There is also the obvious issue of control. Once a magazine limit is determined, controllists have a starting point. Right now they are fighting for ten, but is that really the end of it? In his essay
Guns,
Stephen King gave a glimpse into how this mentality works: “Ban the sale of clips and magazines containing more than ten rounds. I think that’s too many; to borrow the title of an old sitcom, I believe eight is enough. But I’d happily accept ten.”
So he’d happily accept ten . . . right now. But what about a few
years from now? Will he push for eight? You can see how quickly this can get out of hand. In fact, controllists may have found a back door into the overall gun ban they dream of. After all, the Constitution may guarantee the right to keep and bear arms, but it says nothing about ammunition.
Many gun control advocates don’t care about the data or the practicality or the history (or the Constitution) and instead simply can’t stand the idea that these magazines even exist.
Why does anyone need a thirty-round magazine,
they ask rhetorically.
I think there are two answers. The first is simple: none of your business. We are not a “needs-based” society when it comes to rights. We don’t dole out freedoms based on the collective wisdom of some group of elitists. The second reason is more practical, though controllists aren’t going to like it: sometimes people need more than seven or ten bullets to defend themselves.
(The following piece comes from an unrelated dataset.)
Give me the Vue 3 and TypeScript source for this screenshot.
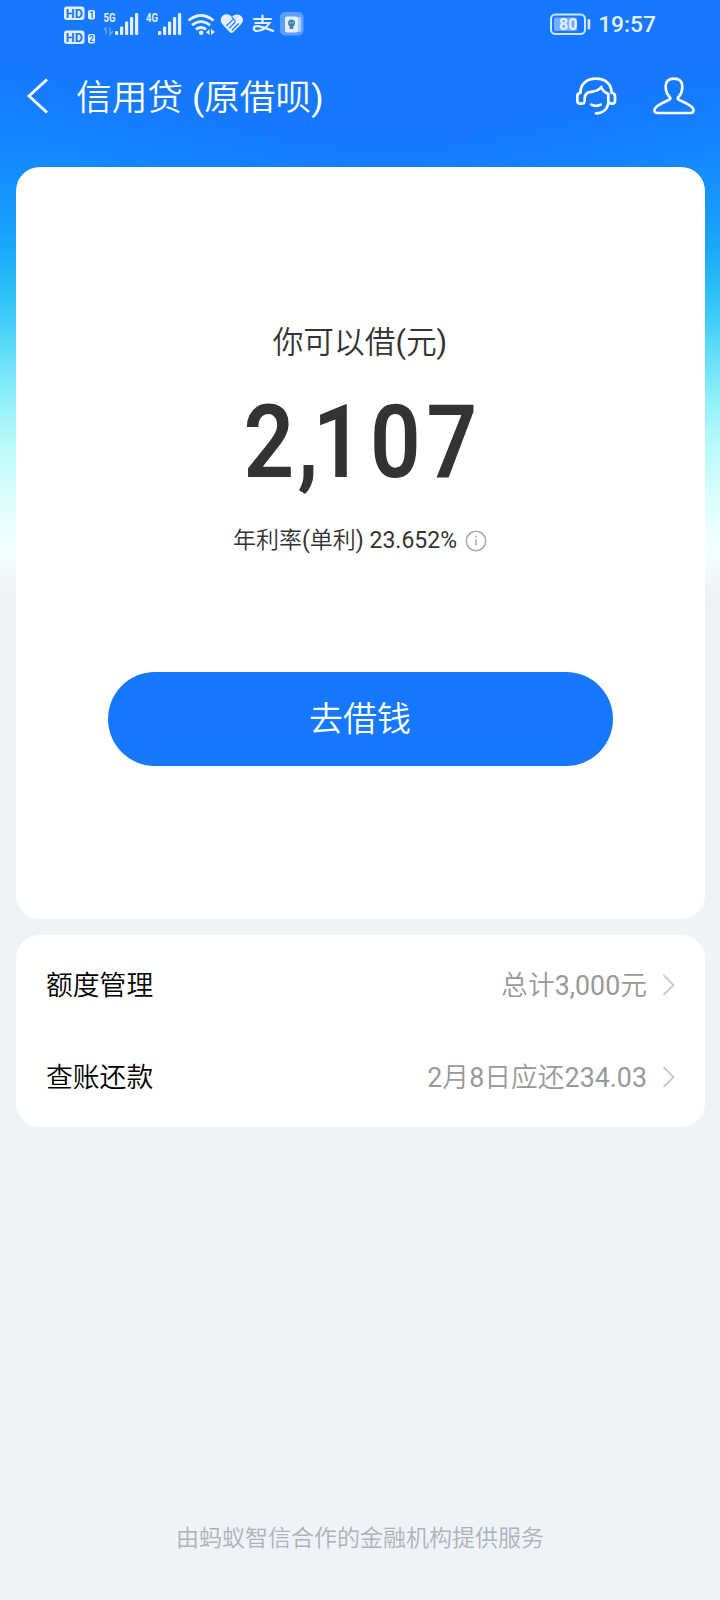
<script setup lang="ts">
interface Entry {
  label: string
  value: string
}

const entries: Entry[] = [
  { label: '额度管理', value: '总计3,000元' },
  { label: '查账还款', value: '2月8日应还234.03' },
]
</script>

<template>
  <main class="screen">
    <header class="status">
      <svg class="signals" width="250" height="48" viewBox="0 0 250 48" fill="#e4f0ff">
        <g class="hd">
          <rect x="1" y="6.5" width="20.5" height="13.5" rx="3" />
          <rect x="25" y="10" width="7" height="9.5" rx="2" />
          <rect x="1" y="30.5" width="20.5" height="13.5" rx="3" />
          <rect x="25" y="34" width="7" height="9.5" rx="2" />
          <g fill="#1677ff">
            <text x="2.8" y="18" font-size="13.5" textLength="17" lengthAdjust="spacingAndGlyphs">HD</text>
            <text x="26.3" y="18" font-size="8.5">1</text>
            <text x="2.8" y="42" font-size="13.5" textLength="17" lengthAdjust="spacingAndGlyphs">HD</text>
            <text x="26.1" y="42" font-size="8.5">2</text>
          </g>
        </g>
        <text class="net" x="40.5" y="22.3" textLength="12" lengthAdjust="spacingAndGlyphs">5G</text>
        <text class="net" x="83" y="22.3" textLength="12" lengthAdjust="spacingAndGlyphs">4G</text>
        <path d="M43 27.5v7m-2-4.5 2-2.5m4 0v7l3-3.5" fill="none" stroke="#68a4ff" stroke-width="1.4" />
        <g>
          <rect x="52" y="31" width="3.2" height="4" rx="1" />
          <rect x="57" y="26.5" width="3.2" height="8.5" rx="1" />
          <rect x="62" y="21.5" width="3.2" height="13.5" rx="1" />
          <rect x="67" y="17" width="3.2" height="18" rx="1" />
          <rect x="72" y="13" width="3.2" height="22" rx="1" />
        </g>
        <g>
          <rect x="95" y="31" width="3.2" height="4" rx="1" />
          <rect x="100" y="26.5" width="3.2" height="8.5" rx="1" />
          <rect x="105" y="21.5" width="3.2" height="13.5" rx="1" />
          <rect x="110" y="17" width="3.2" height="18" rx="1" />
          <rect x="115" y="13" width="3.2" height="22" rx="1" />
        </g>
        <g fill="none" stroke="#e4f0ff" stroke-width="2.8">
          <path d="M125.5 20.5q12.5-10 25 0" />
          <path d="M129 25.2q9-7.2 18 0" />
          <path d="M132.8 29.5q5.2-4 10.4 0" />
        </g>
        <circle cx="138.2" cy="32.8" r="2.3" />
        <path d="m143 32.5 3.5-3.5v6zm5-3.5 4 3-4 3z" />
        <path d="M168.7 16.8c-3-3.2-7.5-3.2-9.7-.2-2.4 3.3-1 6.4 1.4 8.8l6.4 6.8q1.7 1.6 3.4 0l7.2-7.2c2.8-2.8 3.4-5.7 1.2-8.4-2.4-2.8-6.5-2.8-9.9.2Z" />
        <path d="m163.3 26 6-5.8q1.6-1.3 2.6.1q.8 1.3-.6 2.7l-5.2 5.4" fill="none" stroke="#1677ff" stroke-width="1.1" />
        <path d="m168.7 16.8 2.2 2.3M168.8 30.5l6.9-7" fill="none" stroke="#1677ff" stroke-width="1.2" />
        <g fill="none" stroke="#e4f0ff" stroke-width="2.2" stroke-linecap="round">
          <path d="M191 19h17M199.5 15.5v7M192.5 23h14Q201.5 30.5 194.5 31c-5.5 0-4.5-5.2 0-4.9 5 .4 9 2.5 15.5 4.8" />
        </g>
        <rect x="217" y="12" width="23.5" height="23.5" rx="5" fill="#5d9ff8" />
        <rect x="235" y="17" width="3.2" height="15" rx="1" fill="#aacffb" />
        <rect x="222" y="16.5" width="13" height="16" rx="2" />
        <circle cx="228.5" cy="23" r="3.5" fill="#477fae" />
        <rect x="226.7" y="26" width="3.6" height="3" fill="#477fae" />
        <path d="M226.7 22.8h.8m2 0h.8" stroke="#fff" stroke-width="1.2" />
      </svg>
      <div class="power">
        <svg width="42" height="24" viewBox="0 0 42 24">
          <rect x="1" y="2.5" width="34" height="19.5" rx="4.5" fill="none" stroke="#d2e5ff" stroke-width="2" />
          <rect x="4" y="5.5" width="23" height="13.5" rx="1.5" fill="#75adff" />
          <rect x="37.5" y="7" width="2.8" height="10.5" rx="1.2" fill="#d2e5ff" />
          <text x="18.2" y="18" class="level">80</text>
        </svg>
        <time>19:57</time>
      </div>
    </header>

    <nav class="navbar">
      <svg class="back" width="24" height="38" viewBox="0 0 24 38">
        <path d="M21 2.5 3 19l18 16.5" fill="none" stroke="#fff" stroke-width="2.8" />
      </svg>
      <h1>信用贷 (原借呗)</h1>
      <svg class="service" width="44" height="42" viewBox="42 44 132 126">
        <g fill="none" stroke="#fff" stroke-width="8" stroke-linecap="round" stroke-linejoin="round">
          <path d="M61 97C62 70 81 55 108 55s46 15 47 42" />
          <path d="M72 128q-3 2-8 2h-3q-9 0-9-9v-13q0-9 9-11" />
          <path d="M74 122v-8C74 100 84 95 97 94q18-2 27-14c2 9 9 15 21 21v20q0 9 11 9 9 0 9-9v-13q0-9-10-11" />
          <path d="M145 128c-3 19-17 31-37 31M94 133q14 7 28 0" />
        </g>
      </svg>
      <svg class="person" width="44" height="42" viewBox="276 44 132 126">
        <path d="M329 110c-10-9-12-23-12-33 0-14 10-22 25-22s25 8 25 22c0 10-2 24-12 33q-4 5 1 8c14 8 34 14 42 25 6 9 2 15-7 15h-98c-9 0-13-6-7-15 8-11 28-17 42-25q5-3 1-8Z" fill="none" stroke="#fff" stroke-width="8" stroke-linejoin="round" />
      </svg>
    </nav>

    <section class="card quota">
      <h2>你可以借(元)</h2>
      <svg class="amount" width="240" height="130" viewBox="0 0 240 130">
        <text transform="scale(.87 1)" x="4 66 83.5 149.5 214.5" y="97">2,107</text>
      </svg>
      <p class="rate">
        年利率(单利) 23.652%
        <svg width="22" height="22" viewBox="0 0 22 22">
          <circle cx="11" cy="11" r="9.7" fill="none" stroke="#aaa" stroke-width="1.5" />
          <path d="M11 9.3v6.3M11 5.7v1.8" stroke="#aaa" stroke-width="1.5" />
        </svg>
      </p>
      <button type="button">去借钱</button>
    </section>

    <section class="card list">
      <div v-for="entry in entries" :key="entry.label" class="row">
        <span>{{ entry.label }}</span>
        <span class="value">{{ entry.value }}</span>
        <svg width="14" height="24" viewBox="0 0 14 24">
          <path d="M1.5 2 11.5 12l-10 10" fill="none" stroke="#c9c9c9" stroke-width="1.8" />
        </svg>
      </div>
    </section>

    <footer>由蚂蚁智信合作的金融机构提供服务</footer>
  </main>
</template>

<style>
body {
  margin: 0;
  background: #eff3f8;
}
</style>

<style scoped>
.screen {
  box-sizing: border-box;
  width: 720px;
  height: 1600px;
  display: flex;
  flex-direction: column;
  font-family: Roboto, "Noto Sans CJK SC DemiLight", "Noto Sans CJK SC", sans-serif;
  font-weight: 400;
  background:
    radial-gradient(ellipse 430px 240px at 390px 0, #1677ff 55%, #1677ff00 100%) no-repeat 0 0 / 720px 240px,
    linear-gradient(#1677ff 0, #1677ff 60px, #138aff 160px, #1699fd 210px, #1aaafa 250px, #30c2f8 300px, #5edcf8 350px, #91f0f9 400px, #bcfafa 450px, #dcfefd 500px, #f3ffff 550px, #f2f8fc 570px, #edf2f7 600px, #eff3f8 640px);
}
.status {
  height: 48px;
  padding: 0 64px 0 63px;
  display: flex;
  justify-content: space-between;
}
.hd text {
  font-weight: 700;
}
.net {
  font-size: 12.5px;
  font-weight: 700;
}
.power {
  display: flex;
  align-items: center;
  gap: 6px;
  color: #e6f1ff;
}
.level {
  font-size: 16px;
  font-weight: 700;
  text-anchor: middle;
  fill: #e6f1ff;
}
time {
  font-size: 22.8px;
  font-weight: 500;
  line-height: 48px;
  padding-top: 2px;
}
.navbar {
  height: 96px;
  margin-bottom: 23px;
  padding: 0 24px 0 26px;
  display: flex;
  align-items: center;
  color: #fff;
}
h1 {
  margin: 0 auto 0 26px;
  padding-top: 3px;
  font-size: 35.7px;
  line-height: 52px;
  font-weight: 400;
}
.person {
  margin-left: 34px;
}
.card {
  box-sizing: border-box;
  margin: 0 15.5px;
  border-radius: 24px;
  background: #fff;
}
.quota {
  height: 752px;
  padding-top: 153px;
  display: flex;
  flex-direction: column;
  align-items: center;
  color: #333;
}
h2 {
  margin: 0;
  font-size: 30.7px;
  line-height: 46px;
  font-weight: 400;
}
.amount {
  flex: none;
  margin-top: 14px;
  overflow: visible;
}
.amount text {
  font-size: 102px;
  font-weight: 600;
  fill: #333;
}
.rate {
  display: flex;
  align-items: center;
  gap: 8px;
  margin: 14px 0 0;
  font-size: 23px;
  line-height: 34px;
}
button {
  width: 505px;
  height: 94px;
  margin-top: 114px;
  padding: 0;
  border: 0;
  border-radius: 47px;
  background: #1677ff;
  color: #fff;
  font-family: inherit;
  font-size: 34px;
  line-height: 94px;
}
.list {
  height: 192px;
  margin-top: 16px;
  padding: 4px 28.5px 4px 30.5px;
}
.row {
  height: 92px;
  display: flex;
  align-items: center;
  font-size: 26.8px;
  color: #000;
}
.row span {
  padding-bottom: 4px;
}
.row .value {
  margin: 0 15px 0 auto;
  color: #999;
}
footer {
  margin: auto 0 41px;
  text-align: center;
  font-size: 23px;
  line-height: 40px;
  color: #aeb1b5;
}
</style>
There are plenty of examples to highlight, but a recent one occurred in late February 2013 in Houston. A family was baking a cake in their kitchen when three men invaded their home. After taking down the father the men went for his wife. Their son, seeing what was happening, ran and got his father’s gun. He opened fire, killing one of the attackers and
forcing the others to flee. Had his gun started clicking after seven or ten shots this home invasion could have ended very differently.
Controllists may scoff, but it’s a pretty good bet that the number of lives saved each year because law-abiding people had access to magazines holding more than ten rounds is greater than the lives lost in mass killings because the gunmen did. For some reason, that other side is never counted—maybe because stories about people saving their own lives are not as interesting to the media as those where lives are taken.
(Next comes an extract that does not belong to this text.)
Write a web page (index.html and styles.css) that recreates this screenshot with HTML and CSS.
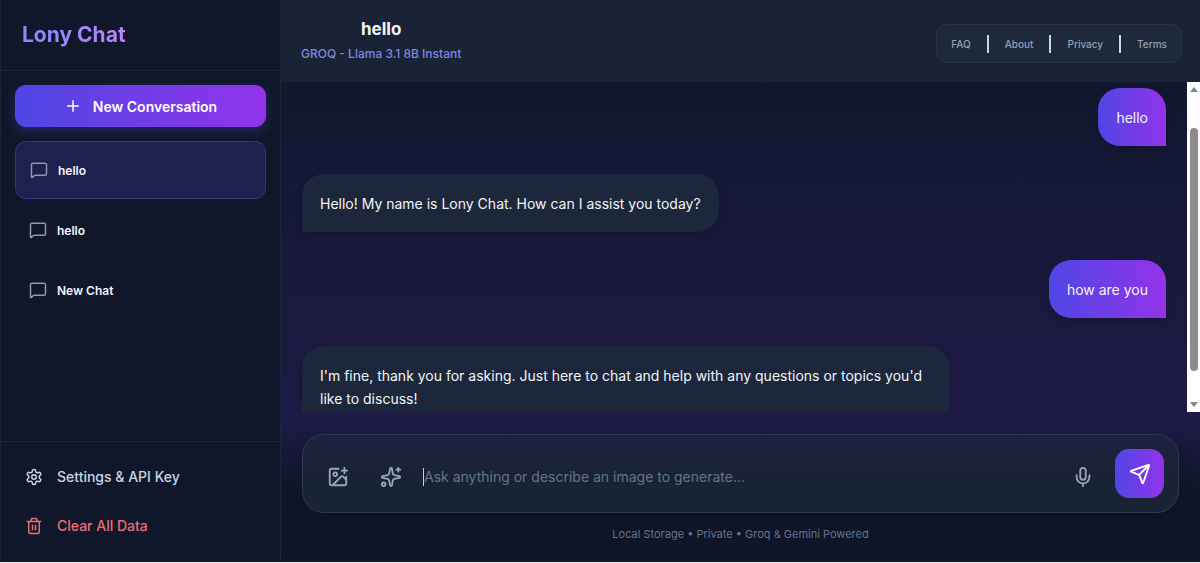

One final note on this topic. There’s a fairly widespread belief among those who have probably never held a gun before that so-called
assault weapons hold larger magazines than hunting rifles. But that is totally wrong.
Any
gun that can hold a magazine can hold one of virtually any size. And that is true for handguns as well as rifles. An “assault weapon” ban would therefore not limit the number of rounds that guns could fire.
“Gun control in Germany came prior to Hitler, and
Hitler in fact relaxed gun control laws (though not for the Jews and other groups).”
—DAILY KOS
“By 1938, when Hitler was riding high, those laws were pretty much the same as American gun laws today . . . you needed a permit to acquire and carry a handgun, but you could have as many rifles as you wanted. Unless you were a Jew, of course, but that was the annoying thing about the Nazis, wasn’t it? They killed lots of Jews, and they didn’t need restrictive gun legislation to do it; it was the government that armed the killers.”
—STEPHEN KING
,
Guns
One of the ways that dictatorships maintain their power is by
disarming opponents in order to prevent resistance. Tyrants no more recognize the right to keep and bear arms than they do the right to free speech. Yet, for some reason, people are either confused or in denial about how this worked in regard to Nazi Germany.
Some claim that Hitler and the Nazis didn’t disarm people because gun control laws were already in place before he rose to power. This is partially true—as I’ll detail later on—but first I have a much more important question: so what?
If there had been no gun control laws in Germany prior to Hitler, and the German people were as heavily armed as Americans are today, would things still have played out the same way?
Obviously, no one knows for sure—but it’s hard to make a convincing case that things could’ve been much worse.
Let’s put the hypotheticals aside for now and instead go through the actual history to see how gun control and confiscation really worked. Once you have the facts and understand the time line it’ll be a lot easier to see how important gun control was for the Nazis.
Before Hitler rose to power, it was the Weimar Republic’s gun laws of 1928 and 1931 that ruled the land. They provided that “
licenses to obtain or to carry firearms shall only be issued to persons whose reliability is not in doubt, and only after proving a need for them.” It also prohibited gun possession for anyone “who has acted in an inimical manner toward the state, or it is to be feared that he will endanger the public security.”
A 1931 Weimar “
emergency decree”
authorized the German states to register all firearms, which could be confiscated if “public security and order so requires.” The interior minister warned the states to provide “the secure storage of the lists of persons who have registered their weapons,” so that they would not “
fall into the hands of radical elements.” Unfortunately, they never considered that those radical elements might be the government itself and those lists would eventually fall right into the hands of the Nazis.
According to Stephen P. Halbrook, a constitutional attorney who has done extensive research on German firearm laws, “the Nazi seizure of power in 1933
was consolidated by massive searches and seizures of firearms from political opponents, who were invariably described as ‘communists.’ ”
After Hitler became chancellor in 1933, the Nazis used gun control to repress Jews and political opponents. Using the Reichstag (the German parliament building) fire as evidence of an impending plot to overthrow the government, Hitler successfully pushed through the ironically titled “
Decree of the Reich President
for the Protection of People and State” emergency measure. This decree suspended civil liberties, thereby allowing the state to restrict basic rights, like freedom of the press, freedom of speech, and freedom of assembly. Guarantees of personal privacy were also suspended as
Nazi police began to search homes and offices for subversive literature and firearms under the guise of suppressing “Communists.”
During the early months of 1933, storm troopers raided the apartment of the widow of Friedrich Ebert, the first president of the Weimar Republic. According to the
New York Times,
they
searched “for hidden arms, but found only a revolver belonging to Herr Ebert [Jr.], which he handed to them together with a permit that had expired.”